Interpellative tautologies: A critique of Hegel's philosophy at the University of Berlin

Title: Interpellative tautologies: A critique of Hegel's philosophy at the University of Berlin
Authors: Turpin, Stephen
Date: 2005
Abstract: The study undertakes a critical examination of Hegel's philosophy by constructing a Foucauldian critique of Hegel's use of interpellative techniques (i.e. the call to become subjects of Hegelian Science) that rely on tautological arguments. Salient aspects of Foucault's research on history, governmentality, and subjectivity and power are applied, respectively, to Hegel's teleological metaphysics, his concept of Civil Society, and his notion of the State as freedom. Through this Foucauldian reading, poverty is revealed as an endemic feature of the capitalist economy, while war is demonstrated to be a necessary practice of statecraft.

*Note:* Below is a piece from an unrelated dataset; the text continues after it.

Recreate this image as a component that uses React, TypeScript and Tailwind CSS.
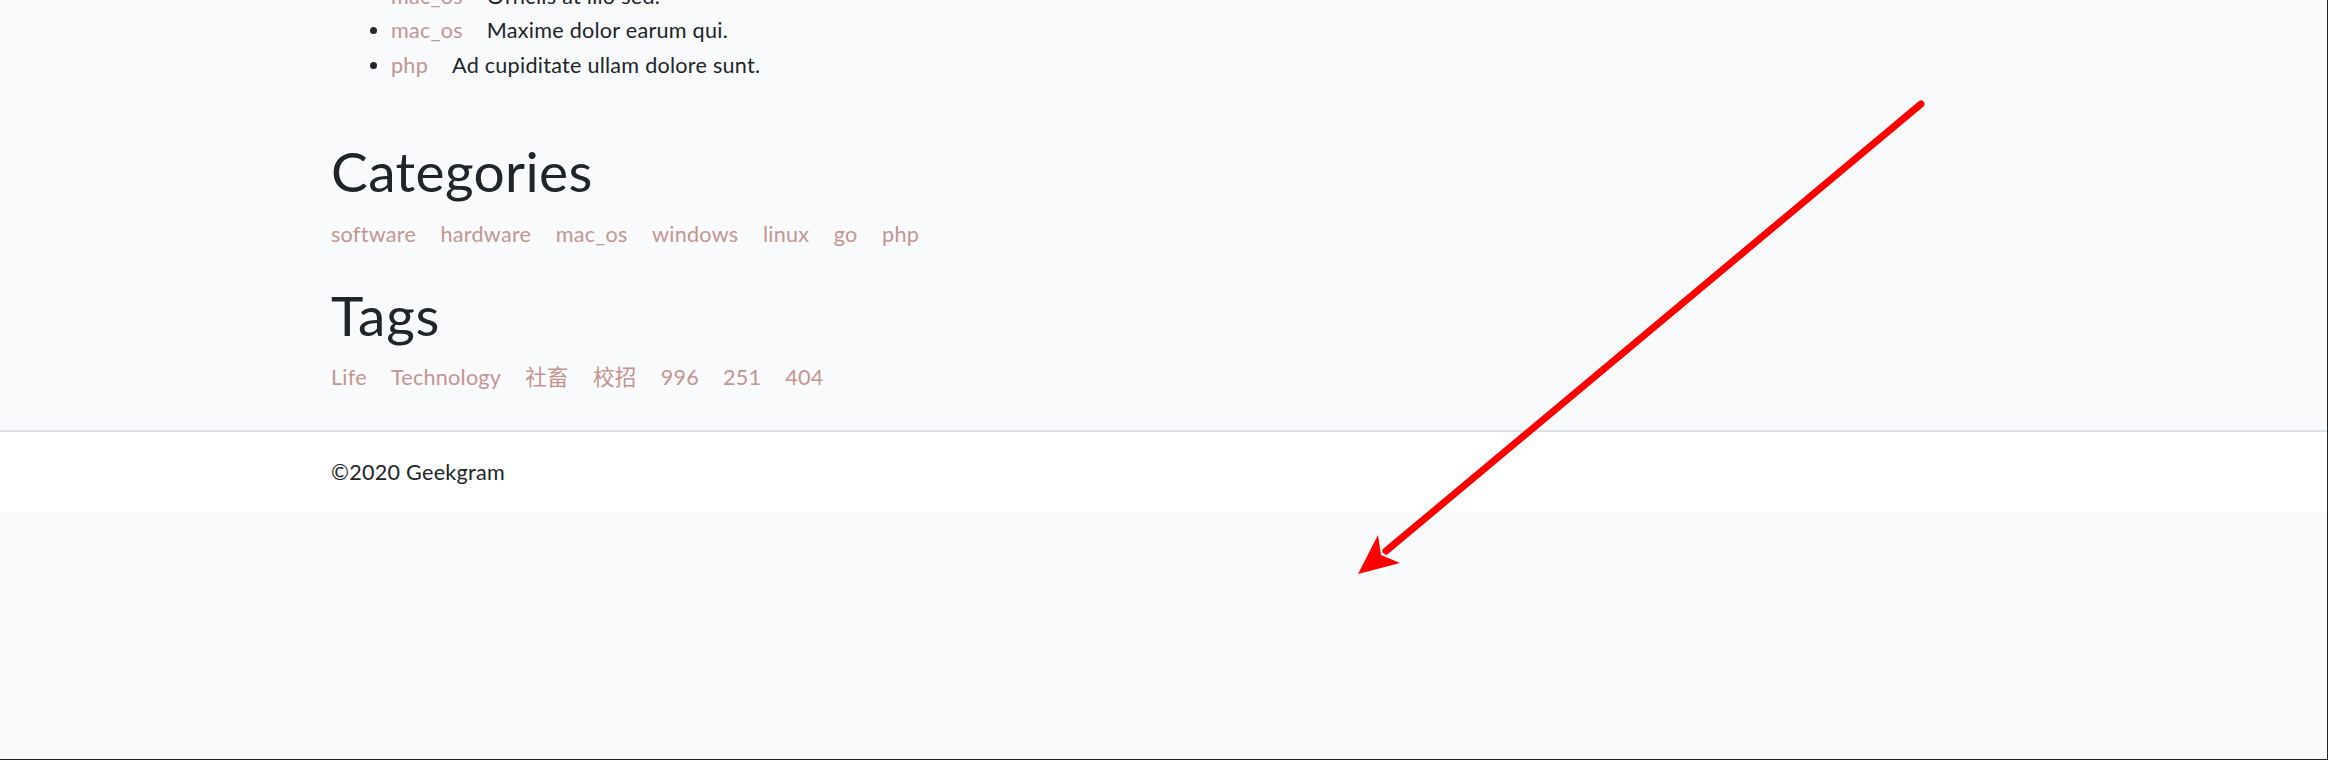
import React from "react";

const categories = ["software", "hardware", "mac_os", "windows", "linux", "go", "php"];
const tags = ["Life", "Technology", "社畜", "校招", "996", "251", "404"];
const posts = [
  { cat: "mac_os", title: "Officiis at illo sed." },
  { cat: "mac_os", title: "Maxime dolor earum qui." },
  { cat: "php", title: "Ad cupiditate ullam dolore sunt." },
];

function Arrow() {
  return (
    <svg
      className="pointer-events-none absolute left-0 top-0"
      width="2328"
      height="760"
      viewBox="0 0 2328 760"
    >
      <line x1="1921" y1="104" x2="1386" y2="551" stroke="#ff0000" strokeWidth="7" strokeLinecap="round" />
      <polygon points="1358,574 1378,535 1381,555 1400,563" fill="#ff0000" />
    </svg>
  );
}

export default function App() {
  return (
    <div className="relative h-[760px] w-full overflow-hidden border-r border-b border-[#222222] bg-[#f8fafc] font-['Lato','Noto_Sans_CJK_SC',sans-serif] text-[21.6px] leading-[1.6] tracking-[0.25px] text-[#212529]">
      <main className="pl-[331px]">
        <ul className="mt-[-21.5px] list-disc pl-[60px]">
          {posts.map((p, i) => (
            <li key={i}>
              <a className="mr-[24px] text-[#c39590]">{p.cat}</a>
              <span>{p.title}</span>
            </li>
          ))}
        </ul>
        <h1 className="mt-[56px] text-[55px] leading-[1.2] font-normal tracking-[0.4px]">Categories</h1>
        <div className="mt-[12.5px] flex flex-wrap gap-x-[24.5px]">
          {categories.map((c) => (
            <a key={c} className="text-[#c39590]">{c}</a>
          ))}
        </div>
        <h1 className="mt-[30.5px] text-[55px] leading-[1.2] font-normal tracking-[0.8px]">Tags</h1>
        <div className="mt-[12.5px] flex flex-wrap gap-x-[24px]">
          {tags.map((t) => (
            <a key={t} className="text-[#c39590]">{t}</a>
          ))}
        </div>
      </main>
      <footer className="mt-[35.5px] border-t-2 border-[#dee2e6] bg-white pt-[23px] pb-[22px] pl-[331px]">
        <span>©2020 Geekgram</span>
      </footer>
      <Arrow />
    </div>
  );
}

By indicating how the interpellation of individuals into subjective categories forecloses alternative arrangements of economic and political power, the study shows that the Hegelian subject is extremely vulnerable to a logic of domination and oppression. The study then unpacks the truth-effects of Hegel's pedagogical design for the University of Berlin, revealing that his attempt to construct a subject of the modern liberal State is a gesture of violence with dangerous political implications.